SINGER/SONGWRITER SETS: Just in time for Summer, Jack Johnson leads a pleasant trip "To the Sea" (Brushfire/Universal, B+). The soft-stroked musical romances beckon you out into the water with easy rockin' and light reggae rhythms, then pull you under with the subtle undertow of lyrics like "No Good With Faces" and "Turn Your Love." Jack's best in a while.

While lumped with lots of other Americana singer/songwriters, Tift Merritt jumps out of the pack on "See You On the Moon" (Concord, B) with more pop-ish vocals, punchy production and her curious way of making mundane topics metaphoric. Take "Mixtape," wherein she's talking about working and reworking a tape to make it perfect. Really, she's talking about reshaping her own nature to make a guy happy.
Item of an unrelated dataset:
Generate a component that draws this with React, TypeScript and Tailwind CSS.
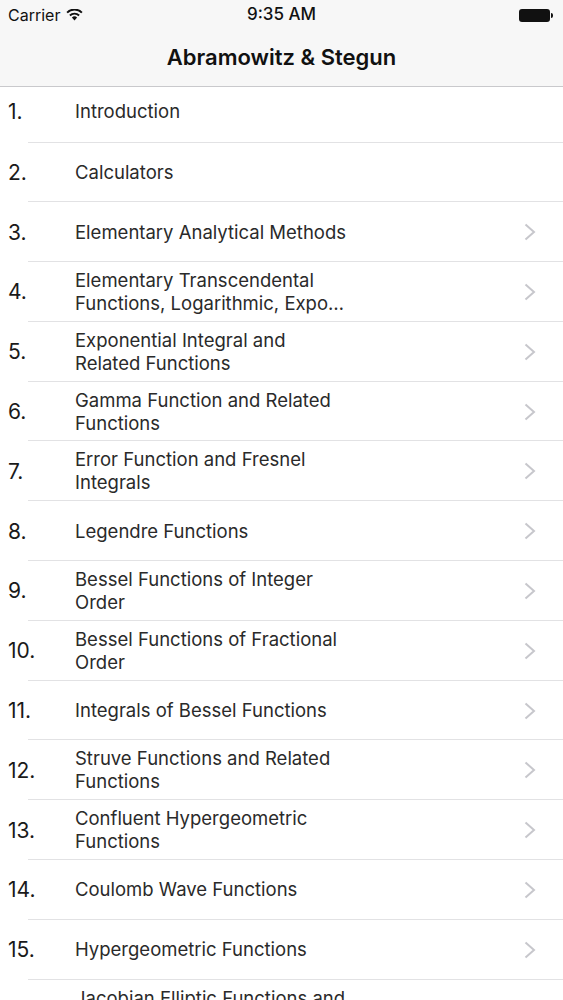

Rootsy rock and country legend Bill Kirchen and a big bunch of notable friends are up to all kinds of tasty goodness on "Word to the Wise" (Proper, A-). We're talking Everlys-styled harmonies by Paul Carrack and Nick Lowe on "Shelly's Winter Love," dark and growlin' rock with Elvis Costello on "Man Is the Bottom of the Well," Chris O'Connell crooning "Husbands and Wives," whimsical jazzbo Dan Hicks' "Word to the Wise" and belting mama Maria Muldaur declaring "Ain't Got Time for the Blues." Not here, at least.